The D.C. Board of Education serves as a chartering authority in the District and currently oversees 16 public charter schools. Eight of the 19 schools that are members of the charter school association are overseen by the Board of Education on which Smith serves.

The District's director of campaign finance, Cecily E. Collier-Montgomery, concluded on April 15 that there was "no evidence" that Smith's employment with the organization "would present a conflict of interest" or violate terms associated with his official duties as a school board member.

"Additionally, there does not appear to be any indication that Mr. Smith's official actions or judgment could be influenced by his employment," she said. "Nor does it appear that in the discharge of his official duties Mr. Smith will be required to take actions that will directly or indirectly affect any financial interest linked to his contract."
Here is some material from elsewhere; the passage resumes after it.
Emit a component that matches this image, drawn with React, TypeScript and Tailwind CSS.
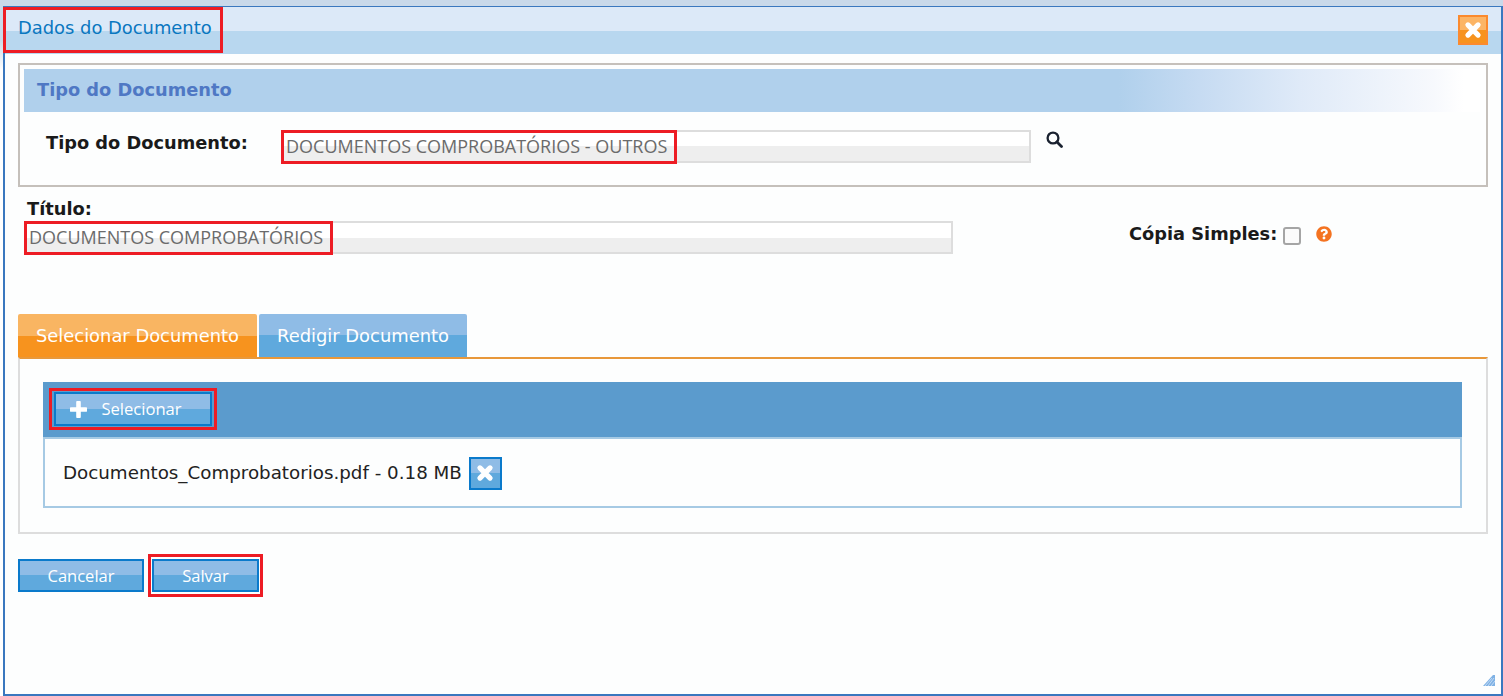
import { FaQuestionCircle } from "react-icons/fa";

const dejavu = "font-['DejaVu_Sans','Verdana',sans-serif]";
const openSans = "font-['Open_Sans','Noto_Sans',sans-serif]";
const blueBtn =
	"flex items-center justify-center border-2 border-[#0a7acb] bg-[linear-gradient(#8fbce6_50%,#5fa9dd_50%)] text-white";

function ThickX({ size }: { size: number }) {
	return (
		<svg width={size} height={size} viewBox="0 0 16 16">
			<path d="M3.5 3.5 L12.5 12.5 M12.5 3.5 L3.5 12.5" stroke="#ffffff" strokeWidth="4.6" strokeLinecap="round" fill="none" />
		</svg>
	);
}

function ThickPlus() {
	return (
		<svg width="17" height="17" viewBox="0 0 17 17">
			<path d="M8.5 1.5 L8.5 15.5 M1.5 8.5 L15.5 8.5" stroke="#ffffff" strokeWidth="4.6" strokeLinecap="round" fill="none" />
		</svg>
	);
}

function SearchIcon() {
	return (
		<svg width="17" height="17" viewBox="0 0 17 17" className="ml-[15px] mt-[1px]" fill="none" stroke="#1a2230">
			<circle cx="7" cy="7" r="5.4" strokeWidth="2.3" />
			<path d="M11 11 L15.5 15.5" strokeWidth="2.8" strokeLinecap="round" />
		</svg>
	);
}

function Field({ width, text, boxWidth, className }: { width: string; text: string; boxWidth: string; className?: string }) {
	return (
		<div
			className={`relative h-[33px] ${width} border-2 border-[#dddddd] bg-[linear-gradient(#ffffff_50%,#eeeeee_50%)] ${className ?? ""}`}
		>
			<div
				className={`absolute -left-[2px] -top-[2px] flex h-[34px] ${boxWidth} items-center whitespace-nowrap border-[3px] border-[#ed1c24] pb-[2px] pl-[2px] ${openSans} text-[18px] text-[#6b6b6b]`}
			>
				{text}
			</div>
		</div>
	);
}

function ResizeHandle() {
	return (
		<svg width="12" height="12" viewBox="0 0 12 12" className="absolute bottom-[7px] right-[6px]">
			<path d="M10 0 L12 0 L12 11 L0 11 Z" fill="#7fb2e5" />
			<path d="M9 3 L2 11 M11 3 L5 11 M12 6 L8 11" stroke="#d5e6f7" strokeWidth="0.8" fill="none" />
		</svg>
	);
}

export default function App() {
	return (
		<div className={`h-[696px] w-[1503px] overflow-hidden bg-[linear-gradient(#c9d9ea_0,#c9d9ea_40px,#ffffff_70px)] pl-[3px] pt-[6px] ${dejavu}`}>
			<div className="relative flex h-[690px] w-[1500px] flex-col border-x-2 border-b-2 border-t border-[#3a78bf] bg-[#fdfefe]">
				<div className="flex h-[47px] items-start justify-between bg-[linear-gradient(#dce9f8_24px,#b8d7ef_24px)]">
					<div className="-ml-[2px] flex h-[46px] w-[220px] items-center border-[3px] border-[#ed1c24] pb-[3px] pl-[12px] text-[17.9px] text-[#0a77c0]">
						Dados do Documento
					</div>
					<button className="mr-[13px] mt-[8px] flex h-[30px] w-[30px] items-center justify-center border-2 border-[#fb8a2e] bg-[linear-gradient(#fcb566_50%,#f7931e_50%)]">
						<ThickX size={18} />
					</button>
				</div>

				<div className="ml-[13px] mt-[9px] h-[124px] w-[1470px] border-2 border-[#c5c0bb] p-[4px]">
					<div className="flex h-[43px] w-[1456px] items-center bg-[linear-gradient(90deg,#b0d0ec_0,#b0d0ec_1095px,#c6dbf2_1176px,#dfeaf8_1276px,#f7f9fd_1410px,#ffffff_1440px)] pl-[13px] text-[17.8px] font-bold text-[#4f78c4]">
						Tipo do Documento
					</div>
					<div className="mt-[18px] flex items-start">
						<span className="ml-[22px] mt-[1px] w-[235px] text-[17.8px] font-bold leading-[24px] text-[#1a1a1a]">Tipo do Documento:</span>
						<Field width="w-[750px]" boxWidth="w-[396px]" text="DOCUMENTOS COMPROBATÓRIOS - OUTROS" />
						<SearchIcon />
					</div>
				</div>

				<div className="ml-[13px] mt-[9px] flex items-start">
					<div className="w-[1111px]">
						<div className="pl-[9px] pt-[1px] text-[17.8px] font-bold leading-[24px] text-[#1a1a1a]">Título:</div>
						<Field width="w-[929px]" boxWidth="w-[309px]" className="ml-[6px]" text="DOCUMENTOS COMPROBATÓRIOS" />
					</div>
					<div className="mt-[25px] flex items-start">
						<span className="mt-[1px] text-[17.8px] font-bold leading-[24px] text-[#1a1a1a]">Cópia Simples:</span>
						<span className="ml-[6px] mt-[6px] h-[18px] w-[18px] rounded-[3px] border-2 border-[#a5a5a5] bg-[#fbfbfb]" />
						<FaQuestionCircle className="ml-[15px] mt-[5px] text-[16px] text-[#f47321]" />
					</div>
				</div>

				<div className="ml-[13px] mt-[60px] flex h-[43px] items-start">
					<div className="flex h-[44px] w-[239px] items-center justify-center rounded-t-[2px] bg-[linear-gradient(#f9b562_50%,#f7931e_50%)] text-[17.9px] text-white">
						Selecionar Documento
					</div>
					<div className="ml-[2px] flex h-[43px] w-[208px] items-center justify-center rounded-t-[2px] bg-[linear-gradient(#8fbce6_50%,#5fa9dd_50%)] pt-[2px] text-[17.9px] text-white">
						Redigir Documento
					</div>
				</div>

				<div className="ml-[13px] h-[177px] w-[1470px] border-x-2 border-b-2 border-t-2 border-[#dddddd] border-t-[#e8983a] pl-[23px] pt-[23px]">
					<div className="flex h-[55px] w-[1419px] items-start bg-[#5b9bcd] pl-[6px] pt-[6px]">
						<div className="flex h-[42px] w-[168px] items-center justify-center border-[3px] border-[#ed1c24]">
							<button className={`${blueBtn} h-[34px] w-[158px] gap-[14px] pr-[14px] pt-[1px] ${openSans} text-[16.6px]`}>
								<ThickPlus />
								Selecionar
							</button>
						</div>
					</div>
					<div className="flex h-[71px] w-[1419px] items-center border-2 border-[#a6cae4] pl-[18px] pt-[1px] text-[18.27px] text-[#222222]">
						Documentos_Comprobatorios.pdf - 0.18 MB
						<button className={`${blueBtn} ml-[7px] h-[33px] w-[33px]`}>
							<ThickX size={18} />
						</button>
					</div>
				</div>

				<div className="ml-[9px] mt-[20px] flex items-center">
					<div className="ml-[4px] flex h-[43px] items-center">
						<button className={`${blueBtn} h-[33px] w-[126px] pt-[2px] ${openSans} text-[16.5px]`}>Cancelar</button>
					</div>
					<div className="ml-[4px] flex h-[43px] w-[115px] items-center justify-center border-[3px] border-[#ed1c24]">
						<button className={`${blueBtn} h-[33px] w-[107px] pt-[2px] ${openSans} text-[16.5px]`}>Salvar</button>
					</div>
				</div>

				<ResizeHandle />
			</div>
		</div>
	);
}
Smith would be required by law to recuse himself, however, if a matter is brought before the school board involving the charter school association or its member schools "where there is a direct and predictable effect on his financial interest or that of PCSA," Collier-Montgomery stated.

Smith is not the first Board of Education member whose full-time employment related to charter schools has raised questions. District II (Wards 3 and 4) representative Victor Reinoso, also elected last year, works for the Federal City Council, which promotes public charter schools in the District. Reinoso told The Common Denominator before he was elected last year that he would recuse himself from a vote if he felt it posed a conflict of interest with his full-time job.

The Board of Elections is currently soliciting written public comments on Smith's request and is expected to make a decision in June.